Coding for Fun..
Although coding is generally associated with a professional career, I feel that there is a lot of scope for programming as a hobby, for creative exploration, as a source of fun and pleasure and even self-discovery. When the World Wide Web appeared in the early 90’s it was not commercial at all, it was all bottom-up, populated by pages developed by people who wanted to publish stories, poems, and ideas, or provide online resources for community or educational organizations. Much of it was creative or educational, and free of commercial content. Page links were used to interconnect writings and ideas of different people, and weave the world together in interesting and different ways. Of course all of this is still possible and available to any of us, but many aren’t aware just how easy and fun it can be.
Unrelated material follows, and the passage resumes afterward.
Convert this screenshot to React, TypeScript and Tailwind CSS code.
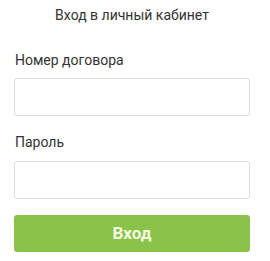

Programming is not hard, and it combines the pleasure of problem-solving, that many of us enjoy in puzzles and brain teasers, with creativity and productivity and explration. Unlike a Soduku puzzle, or a crossword, or other puzzles, as a programmer you get to produce something of your own that you can use for your own purposes, or share with others. And that something could be a game, an animation or other work of art, a Web site, a database of a collection of some kind, an interactive poem, you name it..
Here’s a very simple interactive Processing example, that consists of just a few lines of code. Just move the mouse around in the box on the right.. Click the mouse button to change the shape between triangle, circle, and square.
Bottom-up Coding - Discovering Not Controlling..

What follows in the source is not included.